Scan the material that follows. Copy every line containing the word "this".

-- Begin RECORDS PROVIDED --

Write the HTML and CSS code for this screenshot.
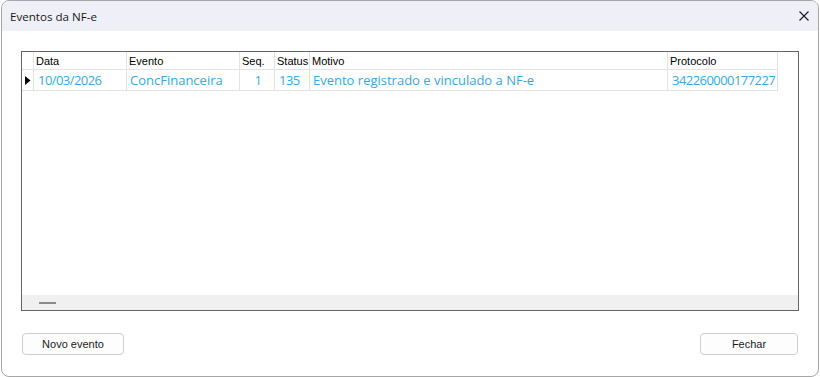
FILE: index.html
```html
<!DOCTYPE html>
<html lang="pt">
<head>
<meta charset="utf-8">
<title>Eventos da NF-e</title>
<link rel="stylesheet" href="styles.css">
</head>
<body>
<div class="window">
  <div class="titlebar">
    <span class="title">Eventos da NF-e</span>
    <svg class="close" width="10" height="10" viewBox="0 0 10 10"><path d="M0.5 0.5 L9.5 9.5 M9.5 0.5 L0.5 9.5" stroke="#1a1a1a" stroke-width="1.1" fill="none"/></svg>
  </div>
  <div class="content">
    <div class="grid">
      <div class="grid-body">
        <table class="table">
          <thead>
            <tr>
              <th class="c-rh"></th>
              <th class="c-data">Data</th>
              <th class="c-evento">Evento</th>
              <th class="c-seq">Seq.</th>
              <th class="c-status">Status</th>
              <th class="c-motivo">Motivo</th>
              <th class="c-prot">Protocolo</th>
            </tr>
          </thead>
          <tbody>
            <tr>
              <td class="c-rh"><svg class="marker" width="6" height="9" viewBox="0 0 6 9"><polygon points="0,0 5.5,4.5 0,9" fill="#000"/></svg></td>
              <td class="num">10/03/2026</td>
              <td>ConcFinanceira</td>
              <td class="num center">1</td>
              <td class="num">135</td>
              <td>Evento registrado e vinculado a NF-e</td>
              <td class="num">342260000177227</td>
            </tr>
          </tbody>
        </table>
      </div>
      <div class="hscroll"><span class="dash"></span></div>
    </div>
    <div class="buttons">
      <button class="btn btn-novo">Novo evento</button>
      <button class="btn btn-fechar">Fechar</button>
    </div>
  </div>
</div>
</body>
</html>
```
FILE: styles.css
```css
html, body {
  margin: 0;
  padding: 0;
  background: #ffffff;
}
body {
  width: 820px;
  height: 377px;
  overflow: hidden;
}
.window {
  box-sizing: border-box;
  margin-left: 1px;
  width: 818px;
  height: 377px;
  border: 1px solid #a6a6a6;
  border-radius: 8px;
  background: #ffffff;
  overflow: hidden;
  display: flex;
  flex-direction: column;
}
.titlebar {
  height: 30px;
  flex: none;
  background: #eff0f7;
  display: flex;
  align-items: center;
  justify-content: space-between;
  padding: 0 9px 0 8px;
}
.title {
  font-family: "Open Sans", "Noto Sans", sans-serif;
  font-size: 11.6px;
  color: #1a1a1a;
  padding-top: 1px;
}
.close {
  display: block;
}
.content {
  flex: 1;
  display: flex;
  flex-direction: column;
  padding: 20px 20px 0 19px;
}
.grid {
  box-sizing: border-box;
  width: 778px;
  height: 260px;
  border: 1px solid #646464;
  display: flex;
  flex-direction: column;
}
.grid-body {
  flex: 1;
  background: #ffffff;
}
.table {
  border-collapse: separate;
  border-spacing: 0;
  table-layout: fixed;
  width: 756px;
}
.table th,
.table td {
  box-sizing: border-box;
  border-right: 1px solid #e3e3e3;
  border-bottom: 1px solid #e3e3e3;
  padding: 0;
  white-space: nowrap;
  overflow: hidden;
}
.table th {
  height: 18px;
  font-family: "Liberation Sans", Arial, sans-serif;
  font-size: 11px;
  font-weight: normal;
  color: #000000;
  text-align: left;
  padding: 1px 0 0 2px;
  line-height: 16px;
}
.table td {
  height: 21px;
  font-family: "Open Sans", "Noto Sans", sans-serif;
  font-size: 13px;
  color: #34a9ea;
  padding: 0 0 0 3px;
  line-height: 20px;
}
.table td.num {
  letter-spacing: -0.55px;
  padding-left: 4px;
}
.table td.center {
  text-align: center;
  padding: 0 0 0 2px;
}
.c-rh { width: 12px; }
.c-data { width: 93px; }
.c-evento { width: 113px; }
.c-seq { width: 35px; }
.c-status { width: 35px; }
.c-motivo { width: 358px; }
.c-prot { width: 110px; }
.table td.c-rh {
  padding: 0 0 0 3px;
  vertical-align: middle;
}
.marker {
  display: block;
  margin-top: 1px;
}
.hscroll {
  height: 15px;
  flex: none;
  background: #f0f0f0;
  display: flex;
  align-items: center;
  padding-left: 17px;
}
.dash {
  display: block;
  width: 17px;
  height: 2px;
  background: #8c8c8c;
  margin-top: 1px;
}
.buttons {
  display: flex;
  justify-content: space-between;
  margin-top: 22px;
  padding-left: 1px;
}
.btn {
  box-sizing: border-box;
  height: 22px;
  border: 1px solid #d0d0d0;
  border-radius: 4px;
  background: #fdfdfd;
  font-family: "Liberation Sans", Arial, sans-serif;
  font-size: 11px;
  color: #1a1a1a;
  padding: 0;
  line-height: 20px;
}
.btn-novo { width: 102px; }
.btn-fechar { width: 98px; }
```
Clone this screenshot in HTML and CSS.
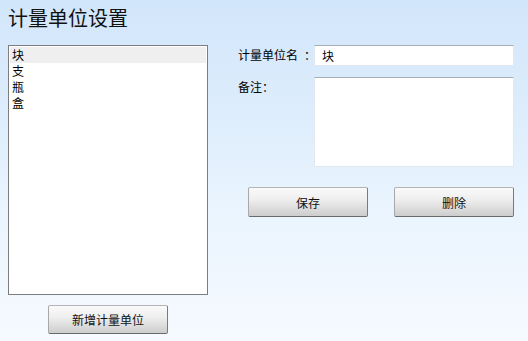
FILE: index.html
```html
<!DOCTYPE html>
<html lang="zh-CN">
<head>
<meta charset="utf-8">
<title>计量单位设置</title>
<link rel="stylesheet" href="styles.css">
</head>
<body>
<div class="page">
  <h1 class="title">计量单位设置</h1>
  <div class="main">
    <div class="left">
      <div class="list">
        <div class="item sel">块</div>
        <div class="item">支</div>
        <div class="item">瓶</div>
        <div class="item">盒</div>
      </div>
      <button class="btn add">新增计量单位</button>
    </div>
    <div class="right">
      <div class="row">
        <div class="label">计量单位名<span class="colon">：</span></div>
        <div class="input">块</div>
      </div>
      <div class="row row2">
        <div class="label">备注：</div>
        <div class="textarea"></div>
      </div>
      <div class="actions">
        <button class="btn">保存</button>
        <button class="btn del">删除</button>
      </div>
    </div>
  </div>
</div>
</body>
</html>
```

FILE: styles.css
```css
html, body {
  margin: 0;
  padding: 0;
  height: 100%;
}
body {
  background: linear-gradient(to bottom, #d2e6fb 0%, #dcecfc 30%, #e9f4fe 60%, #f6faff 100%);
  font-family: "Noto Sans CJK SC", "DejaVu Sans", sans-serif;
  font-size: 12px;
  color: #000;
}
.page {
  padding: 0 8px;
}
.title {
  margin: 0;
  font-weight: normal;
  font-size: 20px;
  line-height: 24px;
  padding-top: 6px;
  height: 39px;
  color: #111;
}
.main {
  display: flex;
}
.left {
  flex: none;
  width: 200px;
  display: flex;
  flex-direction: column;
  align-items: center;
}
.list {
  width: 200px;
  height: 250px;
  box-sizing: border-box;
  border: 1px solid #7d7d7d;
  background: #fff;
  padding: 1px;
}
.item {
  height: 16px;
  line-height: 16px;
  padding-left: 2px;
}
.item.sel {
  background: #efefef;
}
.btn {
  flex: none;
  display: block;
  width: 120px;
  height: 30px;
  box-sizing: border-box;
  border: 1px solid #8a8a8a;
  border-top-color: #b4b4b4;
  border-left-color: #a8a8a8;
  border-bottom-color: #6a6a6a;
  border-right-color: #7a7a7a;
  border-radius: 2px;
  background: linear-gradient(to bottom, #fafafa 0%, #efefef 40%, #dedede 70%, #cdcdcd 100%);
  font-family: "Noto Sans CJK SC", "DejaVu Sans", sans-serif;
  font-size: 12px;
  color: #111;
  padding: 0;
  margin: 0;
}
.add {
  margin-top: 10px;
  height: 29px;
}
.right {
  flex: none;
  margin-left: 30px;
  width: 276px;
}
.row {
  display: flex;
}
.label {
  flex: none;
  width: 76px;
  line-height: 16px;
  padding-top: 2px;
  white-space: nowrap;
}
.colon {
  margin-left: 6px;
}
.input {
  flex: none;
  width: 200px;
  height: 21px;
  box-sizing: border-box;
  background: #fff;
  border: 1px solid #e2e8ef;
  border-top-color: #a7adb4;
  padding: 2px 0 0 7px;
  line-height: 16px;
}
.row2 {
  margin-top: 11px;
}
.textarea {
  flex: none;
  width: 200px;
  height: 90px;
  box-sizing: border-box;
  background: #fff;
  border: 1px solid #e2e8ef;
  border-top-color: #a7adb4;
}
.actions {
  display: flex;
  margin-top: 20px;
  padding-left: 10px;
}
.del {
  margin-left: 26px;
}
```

-- End RECORDS PROVIDED --

→ SOLUTION TO THE EXERCISE:
Write the HTML and CSS code for this screenshot.
Clone this screenshot in HTML and CSS.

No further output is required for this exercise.